Instructions to follow
Copy the lines below as they are; omit the images they contain.

Data
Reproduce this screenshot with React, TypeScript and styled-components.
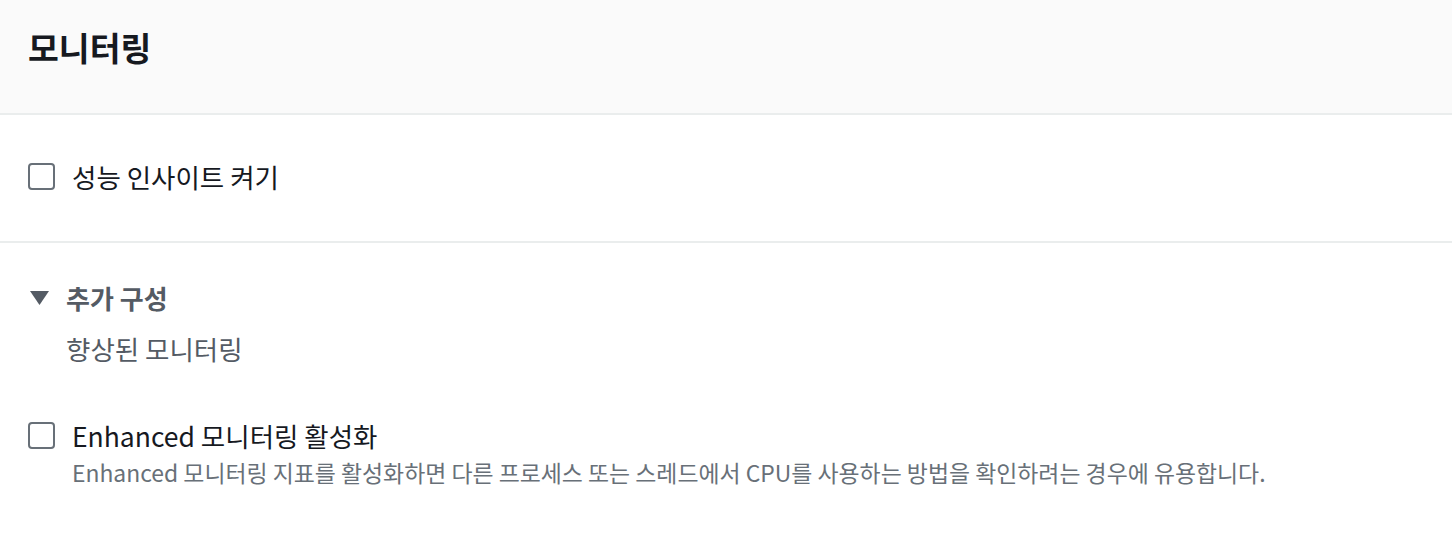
import React from 'react'
import styled, { createGlobalStyle } from 'styled-components'

const Global = createGlobalStyle`
  body {
    margin: 0;
    background: #ffffff;
    font-family: "Noto Sans CJK KR", "Noto Sans", sans-serif;
    color: #16191f;
  }
`

const Panel = styled.div`
  width: 1452px;
`

const Header = styled.div`
  background: #fafafa;
  height: 115px;
  border-bottom: 2px solid #eaeded;
  display: flex;
  align-items: center;
  padding: 0 28px;
  box-sizing: border-box;
`

const Title = styled.h2`
  margin: 0 0 20px;
  font-size: 33.5px;
  line-height: 40px;
  font-weight: 700;
  color: #16191f;
`

const Section = styled.div<{ $pad: string; $divider?: boolean }>`
  padding: ${(p) => p.$pad};
  border-bottom: ${(p) => (p.$divider ? '2px solid #eaeded' : 'none')};
`

const CheckRow = styled.label`
  display: flex;
  align-items: flex-start;
  gap: 17px;
  cursor: pointer;
`

const Box = styled.span`
  width: 27px;
  height: 27px;
  box-sizing: border-box;
  border: 2px solid #687078;
  border-radius: 4px;
  flex: none;
  margin-top: 1px;
  background: #fff;
`

const CheckText = styled.div`
  display: flex;
  flex-direction: column;
`

const Label = styled.span`
  font-size: 26.5px;
  line-height: 30px;
  color: #16191f;
`

const Hint = styled.span`
  font-size: 22.9px;
  line-height: 28px;
  color: #687078;
  margin-top: 7px;
`

const Expander = styled.div`
  display: flex;
  align-items: center;
  gap: 17px;
  color: #545b64;
  font-size: 26px;
  line-height: 30px;
  font-weight: 700;
  padding-left: 30px;
`

const Caret = styled.svg`
  width: 19px;
  height: 14px;
  fill: #545b64;
`

const SubHeading = styled.div`
  font-size: 26.5px;
  line-height: 30px;
  color: #545b64;
  padding-left: 66px;
  margin-top: 21px;
`

const Body = styled.div`
  margin-top: 57px;
  padding-left: 28px;
`

type CheckProps = { label: string; hint?: string }

const Check: React.FC<CheckProps> = ({ label, hint }) => (
  <CheckRow>
    <Box />
    <CheckText>
      <Label>{label}</Label>
      {hint && <Hint>{hint}</Hint>}
    </CheckText>
  </CheckRow>
)

export default function App() {
  return (
    <Panel>
      <Global />
      <Header>
        <Title>모니터링</Title>
      </Header>
      <Section $pad="47px 28px 49px" $divider>
        <Check label="성능 인사이트 켜기" />
      </Section>
      <Section $pad="40px 0 0">
        <Expander>
          <Caret viewBox="0 0 19 14">
            <polygon points="0,0 19,0 9.5,14" />
          </Caret>
          추가 구성
        </Expander>
        <SubHeading>향상된 모니터링</SubHeading>
        <Body>
          <Check
            label="Enhanced 모니터링 활성화"
            hint="Enhanced 모니터링 지표를 활성화하면 다른 프로세스 또는 스레드에서 CPU를 사용하는 방법을 확인하려는 경우에 유용합니다."
          />
        </Body>
      </Section>
    </Panel>
  )
}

Final result
Reproduce this screenshot with React, TypeScript and styled-components.
import React from 'react'
import styled, { createGlobalStyle } from 'styled-components'

const Global = createGlobalStyle`
  body {
    margin: 0;
    background: #ffffff;
    font-family: "Noto Sans CJK KR", "Noto Sans", sans-serif;
    color: #16191f;
  }
`

const Panel = styled.div`
  width: 1452px;
`

const Header = styled.div`
  background: #fafafa;
  height: 115px;
  border-bottom: 2px solid #eaeded;
  display: flex;
  align-items: center;
  padding: 0 28px;
  box-sizing: border-box;
`

const Title = styled.h2`
  margin: 0 0 20px;
  font-size: 33.5px;
  line-height: 40px;
  font-weight: 700;
  color: #16191f;
`

const Section = styled.div<{ $pad: string; $divider?: boolean }>`
  padding: ${(p) => p.$pad};
  border-bottom: ${(p) => (p.$divider ? '2px solid #eaeded' : 'none')};
`

const CheckRow = styled.label`
  display: flex;
  align-items: flex-start;
  gap: 17px;
  cursor: pointer;
`

const Box = styled.span`
  width: 27px;
  height: 27px;
  box-sizing: border-box;
  border: 2px solid #687078;
  border-radius: 4px;
  flex: none;
  margin-top: 1px;
  background: #fff;
`

const CheckText = styled.div`
  display: flex;
  flex-direction: column;
`

const Label = styled.span`
  font-size: 26.5px;
  line-height: 30px;
  color: #16191f;
`

const Hint = styled.span`
  font-size: 22.9px;
  line-height: 28px;
  color: #687078;
  margin-top: 7px;
`

const Expander = styled.div`
  display: flex;
  align-items: center;
  gap: 17px;
  color: #545b64;
  font-size: 26px;
  line-height: 30px;
  font-weight: 700;
  padding-left: 30px;
`

const Caret = styled.svg`
  width: 19px;
  height: 14px;
  fill: #545b64;
`

const SubHeading = styled.div`
  font-size: 26.5px;
  line-height: 30px;
  color: #545b64;
  padding-left: 66px;
  margin-top: 21px;
`

const Body = styled.div`
  margin-top: 57px;
  padding-left: 28px;
`

type CheckProps = { label: string; hint?: string }

const Check: React.FC<CheckProps> = ({ label, hint }) => (
  <CheckRow>
    <Box />
    <CheckText>
      <Label>{label}</Label>
      {hint && <Hint>{hint}</Hint>}
    </CheckText>
  </CheckRow>
)

export default function App() {
  return (
    <Panel>
      <Global />
      <Header>
        <Title>모니터링</Title>
      </Header>
      <Section $pad="47px 28px 49px" $divider>
        <Check label="성능 인사이트 켜기" />
      </Section>
      <Section $pad="40px 0 0">
        <Expander>
          <Caret viewBox="0 0 19 14">
            <polygon points="0,0 19,0 9.5,14" />
          </Caret>
          추가 구성
        </Expander>
        <SubHeading>향상된 모니터링</SubHeading>
        <Body>
          <Check
            label="Enhanced 모니터링 활성화"
            hint="Enhanced 모니터링 지표를 활성화하면 다른 프로세스 또는 스레드에서 CPU를 사용하는 방법을 확인하려는 경우에 유용합니다."
          />
        </Body>
      </Section>
    </Panel>
  )
}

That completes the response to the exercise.